Bradley v. Morgan Stanley & Co., Inc.

Decision Date06 September 2005
Docket Number2004-06981.
Citation2005 NY Slip Op 06576,800 N.Y.S.2d 620,21 A.D.3d 866
PartiesMICHAEL S. BRADLEY, Respondent, v. MORGAN STANLEY & CO., INC., et al., Appellants.
CourtNew York Supreme Court — Appellate Division

Ordered that the order is modified, on the law, by deleting the provision thereof granting that branch of the plaintiff's cross motion which was for summary judgment on the issue of liability on the Labor Law § 240 (1) cause of action, and substituting therefor a provision denying that branch of the cross motion; as so modified, the order is affirmed insofar as appealed from, without costs or disbursements.

The plaintiff alleges that he was injured as he was moving construction materials across a temporary elevated construction platform. He contends that he slipped due to the accumulation of water on the platform and fell off the unguarded edge of the elevated loading platform to the ground approximately four feet below. Notwithstanding the presence of an overhead roof, the loading dock was obviously exposed to the elements. The plaintiff testified that it was raining all day and that work at the construction site had stopped for some hours during the day because the rain had disabled the elevator. A construction superintendent employed by the defendant Tishman Speyer, Inc., was present at the job site on the day of the accident. He testified that he did not recall the weather conditions or the condition of the platform either prior to or at the time of the incident.

Labor Law § 240 (1) requires contractors and owners to provide workers with appropriate safety devices to protect against "such specific gravity-related accidents as falling from a height or being struck by a falling object that was improperly hoisted or inadequately secured" (Ross v. Curtis-Palmer Hydro-Elec. Co., 81 NY2d 494, 501 [1993]).

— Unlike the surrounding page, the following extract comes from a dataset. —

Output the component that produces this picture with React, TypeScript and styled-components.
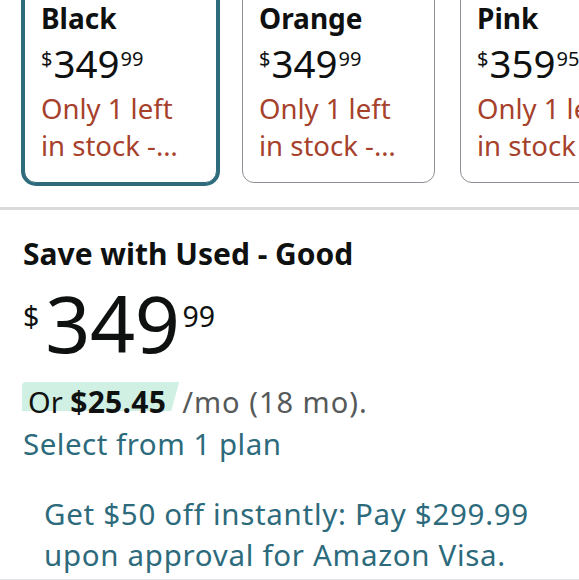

The plaintiff demonstrated that he fell to the ground from a temporary elevated construction platform (see Striegel v. Hillcrest Hgts. Dev. Corp., 100 NY2d 974, 978 [2003]; Aiello v. Rockmor Elec. Enters., 255 AD2d 470 [1998]; Rivera v. Squibb, 184 AD2d 239 [1992]). Clearly, his injuries arose from an elevation-related risk within the contemplation of the statute (see Nieves v. Five Boro A.C. & Refrig. Corp., 93 NY2d 914, 915-916 [1999]) rather than from the usual and ordinary dangers of a construction site (cf. Misseritti v. Mark IV Constr. Co., 86 NY2d 487 [1995]; Toefer v. Long Is. R.R., 308 AD2d 579 [2003], affd 4 NY3d 399 [2005]; Tsatsakos v. Citicorp, 295 AD2d 500 [2002]). In addition, the plaintiff's expert witness's affidavit raised a question of fact as to whether there was an absence of a required safety device and, if so, whether the failure to provide the safety device was a proximate cause of the plaintiff's injuries (see Zervos v. City of New York, 8 AD3d 477 [2004]; see also Zimmer v. Chemung County Performing Arts, 65 NY2d 513, 523 [1985]). Accordingly, summary judgment based on Labor Law § 240 (1) was not appropriate.

Labor Law § 241 (6) imposes a "nondelegable duty upon owners and contractors to provide reasonable and adequate protection and safety to construction workers" (Comes v. New York State Elec. & Gas Corp., 82 NY2d 876, 878 [1993]; see Rizzuto v. L.A. Wenger Contr. Co., 91 NY2d 343, 348 [1998]; Ross v. Curtis-Palmer Hydro-Elec. Co., supra at 501-502; Dickson v. Fantis Foods, 235 AD2d 451, 452 [1997]). An owner or contractor may be liable for injuries to a worker proximately caused by the failure to comply with concrete safety standards promulgated in the Industrial Code, "even in the absence of control or supervision of the worksite" (Rizzuto v. L.A. Wenger Contr. Co., supra at 348-349).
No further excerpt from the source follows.